Exercise aim ▸
Each line from the line with "What React, TypeScript" to the line with "import React from 'react';", inclusive, is to be repeated exactly; no other line and no picture belongs in the copy.

Listed records ▸
· · · ·
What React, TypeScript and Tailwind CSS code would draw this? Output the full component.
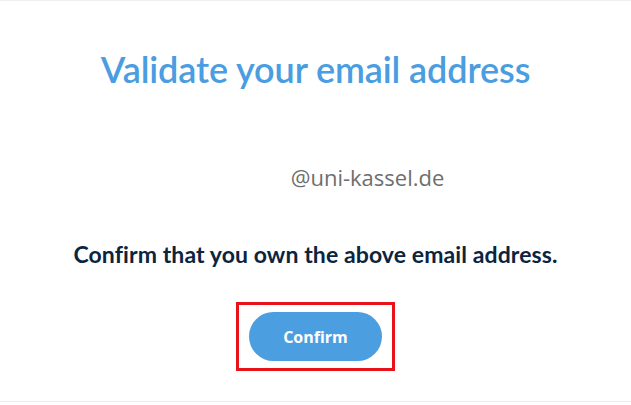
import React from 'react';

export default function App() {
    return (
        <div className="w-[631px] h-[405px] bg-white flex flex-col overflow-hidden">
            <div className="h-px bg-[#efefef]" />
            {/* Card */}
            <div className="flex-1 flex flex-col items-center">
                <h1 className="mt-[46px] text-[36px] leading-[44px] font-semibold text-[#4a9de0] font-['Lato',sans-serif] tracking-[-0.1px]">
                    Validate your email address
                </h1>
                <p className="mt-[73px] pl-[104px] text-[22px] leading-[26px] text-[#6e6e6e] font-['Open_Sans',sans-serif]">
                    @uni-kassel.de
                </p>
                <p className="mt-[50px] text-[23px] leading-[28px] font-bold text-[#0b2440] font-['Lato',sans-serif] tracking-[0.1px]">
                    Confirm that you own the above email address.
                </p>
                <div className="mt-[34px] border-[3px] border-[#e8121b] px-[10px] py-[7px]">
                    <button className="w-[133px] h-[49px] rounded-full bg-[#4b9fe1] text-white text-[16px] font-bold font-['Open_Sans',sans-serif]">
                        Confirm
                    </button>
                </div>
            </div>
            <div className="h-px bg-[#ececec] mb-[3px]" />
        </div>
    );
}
· · · ·
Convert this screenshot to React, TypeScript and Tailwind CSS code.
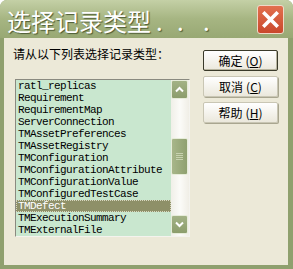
· · · ·
Output below ▸
What React, TypeScript and Tailwind CSS code would draw this? Output the full component.
import React from 'react';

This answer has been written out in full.